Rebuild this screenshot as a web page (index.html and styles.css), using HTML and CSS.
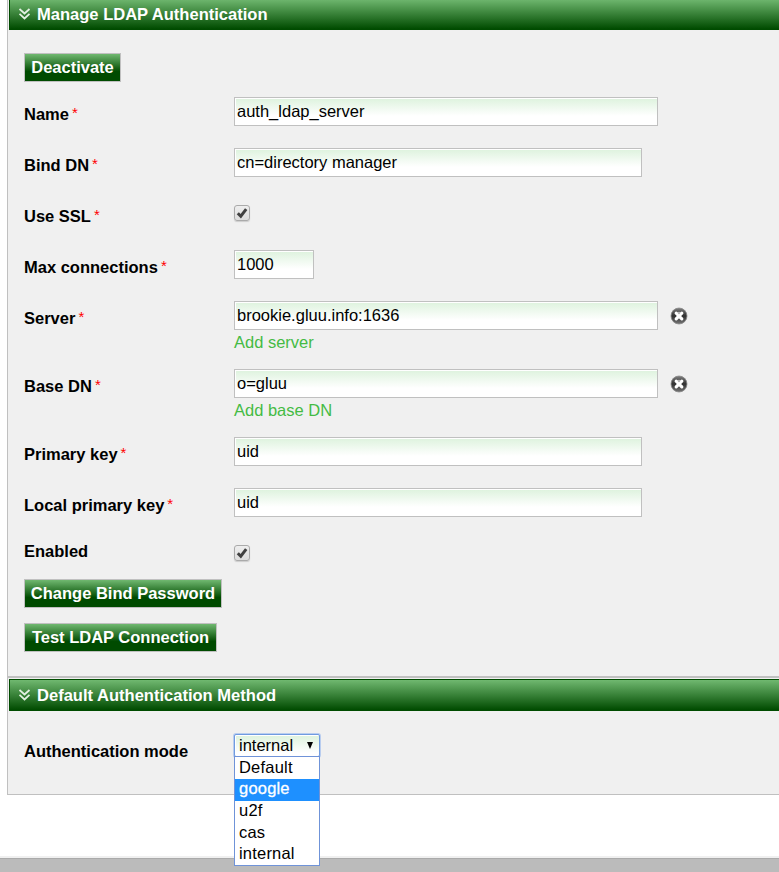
FILE: index.html
```
<!DOCTYPE html>
<html lang="en">
<head>
<meta charset="utf-8">
<title>Manage Authentication</title>
<link rel="stylesheet" href="styles.css">
</head>
<body>
<svg class="defs" width="0" height="0" aria-hidden="true">
  <defs>
    <linearGradient id="ball" x1="0" y1="0" x2="0" y2="1"><stop offset="0" stop-color="#808080"/><stop offset=".5" stop-color="#303030"/><stop offset="1" stop-color="#777"/></linearGradient>
    <symbol id="chevrons" viewBox="0 0 12 12"><path d="M.5 1l5 4.500 5-4.500M.5 5.800l5 4.700 5-4.700" fill="none" stroke="#e3f0e3" stroke-width="1.800"/></symbol>
    <symbol id="remove" viewBox="0 0 18 18"><circle cx="9" cy="9" r="8" fill="url(#ball)" stroke="#888" stroke-width=".8"/><path d="M6.200 6.200l5.600 5.600M11.800 6.200l-5.600 5.600" stroke="#fff" stroke-width="3.200" stroke-linecap="round"/><circle cx="9" cy="6" r="1.200" fill="#bbb"/></symbol>
    <symbol id="tick" viewBox="0 0 14 14"><path d="M2.800 7.200l3 3 5.400-7" fill="none" stroke="#414141" stroke-width="3"/></symbol>
  </defs>
</svg>
<main>
  <section class="panel panel-ldap">
    <h2 class="panel-head"><svg class="chevrons"><use href="#chevrons"/></svg><span>Manage LDAP Authentication</span></h2>
    <div class="panel-body">
      <button class="btn deactivate">Deactivate</button>
      <div class="row"><label>Name<i>*</i></label><div class="field wide">auth_ldap_server</div></div>
      <div class="row"><label>Bind DN<i>*</i></label><div class="field mid">cn=directory manager</div></div>
      <div class="row"><label>Use SSL<i>*</i></label><span class="check"><svg><use href="#tick"/></svg></span></div>
      <div class="row"><label>Max connections<i>*</i></label><div class="field short">1000</div></div>
      <div class="row tall"><label>Server<i>*</i></label><div><div class="line"><div class="field wide">brookie.gluu.info:1636</div><svg class="remove"><use href="#remove"/></svg></div><a class="add">Add server</a></div></div>
      <div class="row tall"><label>Base DN<i>*</i></label><div><div class="line"><div class="field wide">o=gluu</div><svg class="remove"><use href="#remove"/></svg></div><a class="add">Add base DN</a></div></div>
      <div class="row"><label>Primary key<i>*</i></label><div class="field mid">uid</div></div>
      <div class="row"><label>Local primary key<i>*</i></label><div class="field mid">uid</div></div>
      <div class="row enabled"><label>Enabled</label><span class="check"><svg><use href="#tick"/></svg></span></div>
      <button class="btn change">Change Bind Password</button>
      <button class="btn test">Test LDAP Connection</button>
    </div>
  </section>
  <section class="panel panel-mode">
    <h2 class="panel-head"><svg class="chevrons"><use href="#chevrons"/></svg><span>Default Authentication Method</span></h2>
    <div class="mode-row">
      <label>Authentication mode</label>
      <div class="select">
        <div class="select-box">internal<span class="arrow"></span></div>
        <ul class="menu"><li>Default</li><li class="active">google</li><li>u2f</li><li>cas</li><li>internal</li></ul>
      </div>
    </div>
  </section>
</main>
<footer></footer>
</body>
</html>
```
FILE: styles.css
```
* { box-sizing: border-box; }
body { margin: 0; height: 872px; overflow: hidden; background: #fff; color: #000; font: 16.5px/18px "Liberation Sans", Arial, sans-serif; display: flex; flex-direction: column; }
.defs { position: absolute; }
main { height: 856px; padding-left: 7px; }
.panel { background: #f0f0f0; border: 1px solid silver; border-right: 0; }
.panel-ldap { height: 677px; border-top: 0; overflow: hidden; }
.panel-mode { height: 118px; padding-top: 1px; }
.panel-head { margin: 0 0 0 1px; height: 32px; padding-left: 9px; display: flex; align-items: center; gap: 6px; border: 1px solid #004b00; border-right: 0; background: linear-gradient(#70b870, #004b00); color: #fff; font-size: 16.550px; line-height: 18px; }
.panel-head span { padding-top: 2px; }
.panel-ldap .panel-head { margin-top: -2px; }
.chevrons { width: 12px; height: 12px; flex: none; }
.panel-body { padding: 23px 0 0 16px; display: flex; flex-direction: column; align-items: flex-start; }
.btn { height: 29px; padding: 0 0 2px; border: 1px solid silver; border-radius: 0; background: linear-gradient(#70b870, #004b00 65%); color: #fff; font: bold 16.5px/18px "Liberation Sans", Arial, sans-serif; white-space: nowrap; }
.deactivate { width: 97px; margin-bottom: 15px; }
.change { width: 198px; margin-bottom: 15px; }
.test { width: 193px; }
.row { height: 51px; display: grid; grid-template-columns: 210px auto; align-items: start; }
.row.tall { height: 68px; }
.row.enabled { height: 40px; }
label { font-weight: bold; padding-top: 8px; white-space: nowrap; }
label i { font-style: normal; font-weight: normal; color: red; margin-left: 3px; font-size: 15px; line-height: 1; vertical-align: 2px; }
.enabled label { padding-top: 3px; }
.field { height: 29px; padding: 4px 2px; border: 1px solid silver; background: linear-gradient(#dff3df, #fff) 1px 1px / 100% 17px no-repeat #fff; white-space: nowrap; }
.wide { width: 424px; }
.mid { width: 408px; }
.short { width: 80px; }
.line { display: flex; align-items: center; gap: 12px; }
.remove { width: 18px; height: 18px; }
.add { display: block; margin-top: 3px; color: #4b4; }
.check { width: 16px; height: 16px; margin-top: 6px; border: 1px solid #aaa; border-radius: 3px; background: linear-gradient(#eee, #ddd); box-shadow: 0 1px 1px #ccc; }
.check svg { display: block; width: 14px; height: 14px; }
.mode-row { display: grid; grid-template-columns: 210px auto; padding: 22px 0 0 16px; }
.mode-row label { padding-top: 9px; }
.select { position: relative; width: 86px; height: 23px; margin-top: 1px; }
.select-box { height: 23px; padding: 1px 6px 0 4px; display: flex; justify-content: space-between; border: 1px solid #6f9be0; border-radius: 2px; box-shadow: 0 0 0 1px #b9cdef; background: linear-gradient(#dff3df, #fff) 1px 1px / 100% 17px no-repeat #fff; }
.arrow { width: 0; height: 0; margin-top: 6px; border: 3.500px solid transparent; border-top: 7px solid #000; border-bottom: 0; }
.menu { position: absolute; left: 0; top: 22px; width: 86px; height: 110px; margin: 0; padding: 0; list-style: none; border: 1px solid #6f93d8; background: #fff; z-index: 1; }
.menu li { height: 21.500px; padding: 0 4px; line-height: 19px; letter-spacing: .2px; }
.menu li:first-child { height: 22px; padding-top: 1px; }
.menu .active { background: #1e90ff; color: #fff; height: 22px; -webkit-text-stroke: .3px #fff; }
footer { height: 16px; border-top: 2px solid #f0f0f0; background: linear-gradient(#aaa 1px, #bbb 1px); }
```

Problem statement:
Leave the pictures out, and print every line of the listing exactly as written.

Full output:
Rebuild this screenshot as a web page (index.html and styles.css), using HTML and CSS.
FILE: index.html
```
<!DOCTYPE html>
<html lang="en">
<head>
<meta charset="utf-8">
<title>Manage Authentication</title>
<link rel="stylesheet" href="styles.css">
</head>
<body>
<svg class="defs" width="0" height="0" aria-hidden="true">
  <defs>
    <linearGradient id="ball" x1="0" y1="0" x2="0" y2="1"><stop offset="0" stop-color="#808080"/><stop offset=".5" stop-color="#303030"/><stop offset="1" stop-color="#777"/></linearGradient>
    <symbol id="chevrons" viewBox="0 0 12 12"><path d="M.5 1l5 4.500 5-4.500M.5 5.800l5 4.700 5-4.700" fill="none" stroke="#e3f0e3" stroke-width="1.800"/></symbol>
    <symbol id="remove" viewBox="0 0 18 18"><circle cx="9" cy="9" r="8" fill="url(#ball)" stroke="#888" stroke-width=".8"/><path d="M6.200 6.200l5.600 5.600M11.800 6.200l-5.600 5.600" stroke="#fff" stroke-width="3.200" stroke-linecap="round"/><circle cx="9" cy="6" r="1.200" fill="#bbb"/></symbol>
    <symbol id="tick" viewBox="0 0 14 14"><path d="M2.800 7.200l3 3 5.400-7" fill="none" stroke="#414141" stroke-width="3"/></symbol>
  </defs>
</svg>
<main>
  <section class="panel panel-ldap">
    <h2 class="panel-head"><svg class="chevrons"><use href="#chevrons"/></svg><span>Manage LDAP Authentication</span></h2>
    <div class="panel-body">
      <button class="btn deactivate">Deactivate</button>
      <div class="row"><label>Name<i>*</i></label><div class="field wide">auth_ldap_server</div></div>
      <div class="row"><label>Bind DN<i>*</i></label><div class="field mid">cn=directory manager</div></div>
      <div class="row"><label>Use SSL<i>*</i></label><span class="check"><svg><use href="#tick"/></svg></span></div>
      <div class="row"><label>Max connections<i>*</i></label><div class="field short">1000</div></div>
      <div class="row tall"><label>Server<i>*</i></label><div><div class="line"><div class="field wide">brookie.gluu.info:1636</div><svg class="remove"><use href="#remove"/></svg></div><a class="add">Add server</a></div></div>
      <div class="row tall"><label>Base DN<i>*</i></label><div><div class="line"><div class="field wide">o=gluu</div><svg class="remove"><use href="#remove"/></svg></div><a class="add">Add base DN</a></div></div>
      <div class="row"><label>Primary key<i>*</i></label><div class="field mid">uid</div></div>
      <div class="row"><label>Local primary key<i>*</i></label><div class="field mid">uid</div></div>
      <div class="row enabled"><label>Enabled</label><span class="check"><svg><use href="#tick"/></svg></span></div>
      <button class="btn change">Change Bind Password</button>
      <button class="btn test">Test LDAP Connection</button>
    </div>
  </section>
  <section class="panel panel-mode">
    <h2 class="panel-head"><svg class="chevrons"><use href="#chevrons"/></svg><span>Default Authentication Method</span></h2>
    <div class="mode-row">
      <label>Authentication mode</label>
      <div class="select">
        <div class="select-box">internal<span class="arrow"></span></div>
        <ul class="menu"><li>Default</li><li class="active">google</li><li>u2f</li><li>cas</li><li>internal</li></ul>
      </div>
    </div>
  </section>
</main>
<footer></footer>
</body>
</html>
```
FILE: styles.css
```
* { box-sizing: border-box; }
body { margin: 0; height: 872px; overflow: hidden; background: #fff; color: #000; font: 16.5px/18px "Liberation Sans", Arial, sans-serif; display: flex; flex-direction: column; }
.defs { position: absolute; }
main { height: 856px; padding-left: 7px; }
.panel { background: #f0f0f0; border: 1px solid silver; border-right: 0; }
.panel-ldap { height: 677px; border-top: 0; overflow: hidden; }
.panel-mode { height: 118px; padding-top: 1px; }
.panel-head { margin: 0 0 0 1px; height: 32px; padding-left: 9px; display: flex; align-items: center; gap: 6px; border: 1px solid #004b00; border-right: 0; background: linear-gradient(#70b870, #004b00); color: #fff; font-size: 16.550px; line-height: 18px; }
.panel-head span { padding-top: 2px; }
.panel-ldap .panel-head { margin-top: -2px; }
.chevrons { width: 12px; height: 12px; flex: none; }
.panel-body { padding: 23px 0 0 16px; display: flex; flex-direction: column; align-items: flex-start; }
.btn { height: 29px; padding: 0 0 2px; border: 1px solid silver; border-radius: 0; background: linear-gradient(#70b870, #004b00 65%); color: #fff; font: bold 16.5px/18px "Liberation Sans", Arial, sans-serif; white-space: nowrap; }
.deactivate { width: 97px; margin-bottom: 15px; }
.change { width: 198px; margin-bottom: 15px; }
.test { width: 193px; }
.row { height: 51px; display: grid; grid-template-columns: 210px auto; align-items: start; }
.row.tall { height: 68px; }
.row.enabled { height: 40px; }
label { font-weight: bold; padding-top: 8px; white-space: nowrap; }
label i { font-style: normal; font-weight: normal; color: red; margin-left: 3px; font-size: 15px; line-height: 1; vertical-align: 2px; }
.enabled label { padding-top: 3px; }
.field { height: 29px; padding: 4px 2px; border: 1px solid silver; background: linear-gradient(#dff3df, #fff) 1px 1px / 100% 17px no-repeat #fff; white-space: nowrap; }
.wide { width: 424px; }
.mid { width: 408px; }
.short { width: 80px; }
.line { display: flex; align-items: center; gap: 12px; }
.remove { width: 18px; height: 18px; }
.add { display: block; margin-top: 3px; color: #4b4; }
.check { width: 16px; height: 16px; margin-top: 6px; border: 1px solid #aaa; border-radius: 3px; background: linear-gradient(#eee, #ddd); box-shadow: 0 1px 1px #ccc; }
.check svg { display: block; width: 14px; height: 14px; }
.mode-row { display: grid; grid-template-columns: 210px auto; padding: 22px 0 0 16px; }
.mode-row label { padding-top: 9px; }
.select { position: relative; width: 86px; height: 23px; margin-top: 1px; }
.select-box { height: 23px; padding: 1px 6px 0 4px; display: flex; justify-content: space-between; border: 1px solid #6f9be0; border-radius: 2px; box-shadow: 0 0 0 1px #b9cdef; background: linear-gradient(#dff3df, #fff) 1px 1px / 100% 17px no-repeat #fff; }
.arrow { width: 0; height: 0; margin-top: 6px; border: 3.500px solid transparent; border-top: 7px solid #000; border-bottom: 0; }
.menu { position: absolute; left: 0; top: 22px; width: 86px; height: 110px; margin: 0; padding: 0; list-style: none; border: 1px solid #6f93d8; background: #fff; z-index: 1; }
.menu li { height: 21.500px; padding: 0 4px; line-height: 19px; letter-spacing: .2px; }
.menu li:first-child { height: 22px; padding-top: 1px; }
.menu .active { background: #1e90ff; color: #fff; height: 22px; -webkit-text-stroke: .3px #fff; }
footer { height: 16px; border-top: 2px solid #f0f0f0; background: linear-gradient(#aaa 1px, #bbb 1px); }
```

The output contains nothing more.